--- start of SUPPLIED DATA ---
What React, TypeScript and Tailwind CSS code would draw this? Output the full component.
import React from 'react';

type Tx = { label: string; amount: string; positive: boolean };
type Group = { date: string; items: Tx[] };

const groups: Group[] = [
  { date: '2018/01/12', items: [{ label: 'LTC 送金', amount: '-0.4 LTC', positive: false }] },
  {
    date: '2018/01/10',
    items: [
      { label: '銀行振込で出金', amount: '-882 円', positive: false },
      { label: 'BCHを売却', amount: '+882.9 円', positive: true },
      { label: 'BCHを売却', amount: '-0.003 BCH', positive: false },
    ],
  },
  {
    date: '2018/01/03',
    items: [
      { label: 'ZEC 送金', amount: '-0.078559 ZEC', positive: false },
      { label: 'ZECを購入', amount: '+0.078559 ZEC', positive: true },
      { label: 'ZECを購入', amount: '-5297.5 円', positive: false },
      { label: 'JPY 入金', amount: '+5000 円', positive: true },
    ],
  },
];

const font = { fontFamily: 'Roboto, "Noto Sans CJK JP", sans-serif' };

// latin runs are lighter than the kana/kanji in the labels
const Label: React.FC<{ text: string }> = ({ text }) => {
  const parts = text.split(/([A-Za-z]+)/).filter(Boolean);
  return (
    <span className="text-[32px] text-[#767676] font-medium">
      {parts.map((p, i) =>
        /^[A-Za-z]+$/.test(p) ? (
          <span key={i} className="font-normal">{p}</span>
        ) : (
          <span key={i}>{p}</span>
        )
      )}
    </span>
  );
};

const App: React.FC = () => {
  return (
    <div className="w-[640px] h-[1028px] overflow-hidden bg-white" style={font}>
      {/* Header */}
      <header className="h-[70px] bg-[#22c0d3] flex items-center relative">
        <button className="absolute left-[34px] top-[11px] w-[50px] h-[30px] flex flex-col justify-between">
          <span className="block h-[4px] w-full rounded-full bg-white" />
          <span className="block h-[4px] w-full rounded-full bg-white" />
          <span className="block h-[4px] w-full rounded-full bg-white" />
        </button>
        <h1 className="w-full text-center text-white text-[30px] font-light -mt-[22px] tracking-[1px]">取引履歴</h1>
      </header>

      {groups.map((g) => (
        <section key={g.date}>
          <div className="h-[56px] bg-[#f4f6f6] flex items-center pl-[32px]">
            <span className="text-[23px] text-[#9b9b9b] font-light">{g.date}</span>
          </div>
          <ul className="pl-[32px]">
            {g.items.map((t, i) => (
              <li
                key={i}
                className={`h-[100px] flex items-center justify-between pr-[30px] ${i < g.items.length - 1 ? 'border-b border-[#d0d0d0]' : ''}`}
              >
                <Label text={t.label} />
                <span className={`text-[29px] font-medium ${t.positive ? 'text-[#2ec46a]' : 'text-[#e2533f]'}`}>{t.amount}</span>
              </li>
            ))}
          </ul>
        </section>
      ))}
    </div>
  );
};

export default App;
--- end of SUPPLIED DATA ---
--- start of SUPPLIED DATA ---
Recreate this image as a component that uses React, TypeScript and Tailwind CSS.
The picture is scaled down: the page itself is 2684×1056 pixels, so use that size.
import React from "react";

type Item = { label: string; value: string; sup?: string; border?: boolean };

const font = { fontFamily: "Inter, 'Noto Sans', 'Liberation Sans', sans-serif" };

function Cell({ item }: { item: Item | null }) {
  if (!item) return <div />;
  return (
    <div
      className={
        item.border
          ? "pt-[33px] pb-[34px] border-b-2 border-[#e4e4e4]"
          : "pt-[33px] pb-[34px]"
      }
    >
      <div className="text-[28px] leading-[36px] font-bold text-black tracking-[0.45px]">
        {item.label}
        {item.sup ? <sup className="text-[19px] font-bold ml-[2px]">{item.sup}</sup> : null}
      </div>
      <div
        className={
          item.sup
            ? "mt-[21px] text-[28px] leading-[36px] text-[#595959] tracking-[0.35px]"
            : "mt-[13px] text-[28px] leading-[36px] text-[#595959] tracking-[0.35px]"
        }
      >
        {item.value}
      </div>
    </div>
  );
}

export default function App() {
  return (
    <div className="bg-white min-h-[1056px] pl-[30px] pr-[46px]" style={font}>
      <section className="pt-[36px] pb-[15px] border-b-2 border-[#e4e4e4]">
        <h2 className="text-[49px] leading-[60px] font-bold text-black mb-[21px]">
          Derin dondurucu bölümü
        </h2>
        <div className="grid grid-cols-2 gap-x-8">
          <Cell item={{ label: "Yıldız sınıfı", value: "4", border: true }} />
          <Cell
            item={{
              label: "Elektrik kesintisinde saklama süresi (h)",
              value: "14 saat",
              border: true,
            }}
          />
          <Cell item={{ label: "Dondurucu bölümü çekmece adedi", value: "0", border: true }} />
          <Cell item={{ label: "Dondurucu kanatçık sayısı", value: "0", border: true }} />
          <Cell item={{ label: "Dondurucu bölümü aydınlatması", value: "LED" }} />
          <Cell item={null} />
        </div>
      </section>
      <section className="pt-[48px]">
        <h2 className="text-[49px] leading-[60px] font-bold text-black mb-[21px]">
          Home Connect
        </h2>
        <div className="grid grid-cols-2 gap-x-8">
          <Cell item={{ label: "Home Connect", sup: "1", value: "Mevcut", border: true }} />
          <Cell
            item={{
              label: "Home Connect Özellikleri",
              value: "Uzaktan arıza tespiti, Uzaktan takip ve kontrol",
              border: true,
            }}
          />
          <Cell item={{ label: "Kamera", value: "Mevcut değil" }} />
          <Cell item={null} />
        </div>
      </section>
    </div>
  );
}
--- end of SUPPLIED DATA ---
SET PROBLEM:
Your task is to retype the entries verbatim, starting with the line that holds "What React, TypeScript" and stopping after the line that holds "string; items: Tx[]".

SOLUTION TO THIS EXERCISE:
What React, TypeScript and Tailwind CSS code would draw this? Output the full component.
import React from 'react';

type Tx = { label: string; amount: string; positive: boolean };
type Group = { date: string; items: Tx[] };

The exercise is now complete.